- _Task details_:
Without the images, write out the whole listing exactly.

- _Recorded data_:
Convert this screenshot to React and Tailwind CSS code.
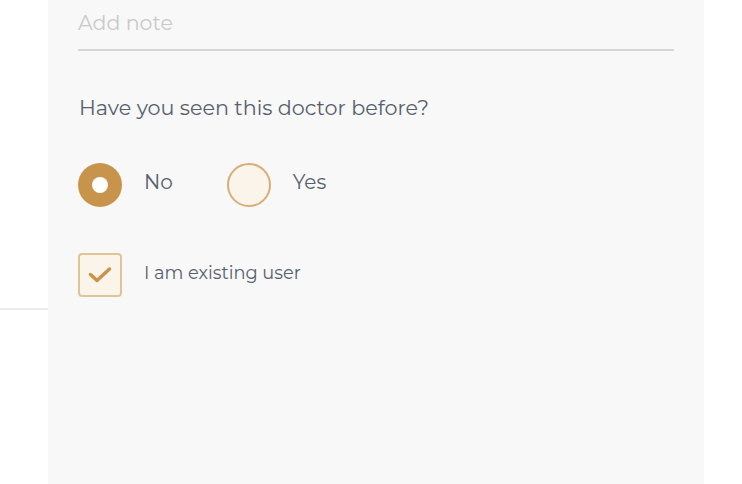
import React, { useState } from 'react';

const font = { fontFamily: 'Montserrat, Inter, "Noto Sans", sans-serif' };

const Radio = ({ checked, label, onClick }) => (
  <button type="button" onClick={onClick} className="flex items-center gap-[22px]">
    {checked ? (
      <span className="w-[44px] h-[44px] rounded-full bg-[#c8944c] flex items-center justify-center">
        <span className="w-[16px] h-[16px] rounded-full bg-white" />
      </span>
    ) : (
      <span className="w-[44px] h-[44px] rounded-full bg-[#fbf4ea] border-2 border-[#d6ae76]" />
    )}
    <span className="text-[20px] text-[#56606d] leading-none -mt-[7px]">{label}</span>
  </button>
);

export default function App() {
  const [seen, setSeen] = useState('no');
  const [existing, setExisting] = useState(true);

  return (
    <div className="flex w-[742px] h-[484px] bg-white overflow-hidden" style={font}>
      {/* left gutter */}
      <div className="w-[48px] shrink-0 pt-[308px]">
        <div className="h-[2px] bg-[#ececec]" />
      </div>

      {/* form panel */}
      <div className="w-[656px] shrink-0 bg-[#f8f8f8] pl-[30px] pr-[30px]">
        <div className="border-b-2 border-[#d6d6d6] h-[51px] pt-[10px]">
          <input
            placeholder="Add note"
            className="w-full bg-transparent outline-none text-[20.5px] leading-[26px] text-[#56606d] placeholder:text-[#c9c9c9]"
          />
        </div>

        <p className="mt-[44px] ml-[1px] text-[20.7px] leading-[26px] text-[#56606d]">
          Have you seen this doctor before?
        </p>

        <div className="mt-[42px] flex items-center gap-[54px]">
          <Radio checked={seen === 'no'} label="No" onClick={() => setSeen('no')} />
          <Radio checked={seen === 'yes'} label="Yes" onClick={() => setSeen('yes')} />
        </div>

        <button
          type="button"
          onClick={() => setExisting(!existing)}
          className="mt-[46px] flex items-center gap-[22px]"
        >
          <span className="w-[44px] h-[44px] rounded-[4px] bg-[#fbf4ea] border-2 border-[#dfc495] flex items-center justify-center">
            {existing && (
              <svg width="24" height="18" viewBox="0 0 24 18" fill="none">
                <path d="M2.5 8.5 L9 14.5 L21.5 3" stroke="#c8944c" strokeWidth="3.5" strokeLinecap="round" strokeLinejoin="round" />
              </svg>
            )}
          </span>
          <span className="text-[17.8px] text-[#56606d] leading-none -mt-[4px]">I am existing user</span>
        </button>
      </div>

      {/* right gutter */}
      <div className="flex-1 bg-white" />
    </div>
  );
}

- _Response_:
Convert this screenshot to React and Tailwind CSS code.
import React, { useState } from 'react';

const font = { fontFamily: 'Montserrat, Inter, "Noto Sans", sans-serif' };

const Radio = ({ checked, label, onClick }) => (
  <button type="button" onClick={onClick} className="flex items-center gap-[22px]">
    {checked ? (
      <span className="w-[44px] h-[44px] rounded-full bg-[#c8944c] flex items-center justify-center">
        <span className="w-[16px] h-[16px] rounded-full bg-white" />
      </span>
    ) : (
      <span className="w-[44px] h-[44px] rounded-full bg-[#fbf4ea] border-2 border-[#d6ae76]" />
    )}
    <span className="text-[20px] text-[#56606d] leading-none -mt-[7px]">{label}</span>
  </button>
);

export default function App() {
  const [seen, setSeen] = useState('no');
  const [existing, setExisting] = useState(true);

  return (
    <div className="flex w-[742px] h-[484px] bg-white overflow-hidden" style={font}>
      {/* left gutter */}
      <div className="w-[48px] shrink-0 pt-[308px]">
        <div className="h-[2px] bg-[#ececec]" />
      </div>

      {/* form panel */}
      <div className="w-[656px] shrink-0 bg-[#f8f8f8] pl-[30px] pr-[30px]">
        <div className="border-b-2 border-[#d6d6d6] h-[51px] pt-[10px]">
          <input
            placeholder="Add note"
            className="w-full bg-transparent outline-none text-[20.5px] leading-[26px] text-[#56606d] placeholder:text-[#c9c9c9]"
          />
        </div>

        <p className="mt-[44px] ml-[1px] text-[20.7px] leading-[26px] text-[#56606d]">
          Have you seen this doctor before?
        </p>

        <div className="mt-[42px] flex items-center gap-[54px]">
          <Radio checked={seen === 'no'} label="No" onClick={() => setSeen('no')} />
          <Radio checked={seen === 'yes'} label="Yes" onClick={() => setSeen('yes')} />
        </div>

        <button
          type="button"
          onClick={() => setExisting(!existing)}
          className="mt-[46px] flex items-center gap-[22px]"
        >
          <span className="w-[44px] h-[44px] rounded-[4px] bg-[#fbf4ea] border-2 border-[#dfc495] flex items-center justify-center">
            {existing && (
              <svg width="24" height="18" viewBox="0 0 24 18" fill="none">
                <path d="M2.5 8.5 L9 14.5 L21.5 3" stroke="#c8944c" strokeWidth="3.5" strokeLinecap="round" strokeLinejoin="round" />
              </svg>
            )}
          </span>
          <span className="text-[17.8px] text-[#56606d] leading-none -mt-[4px]">I am existing user</span>
        </button>
      </div>

      {/* right gutter */}
      <div className="flex-1 bg-white" />
    </div>
  );
}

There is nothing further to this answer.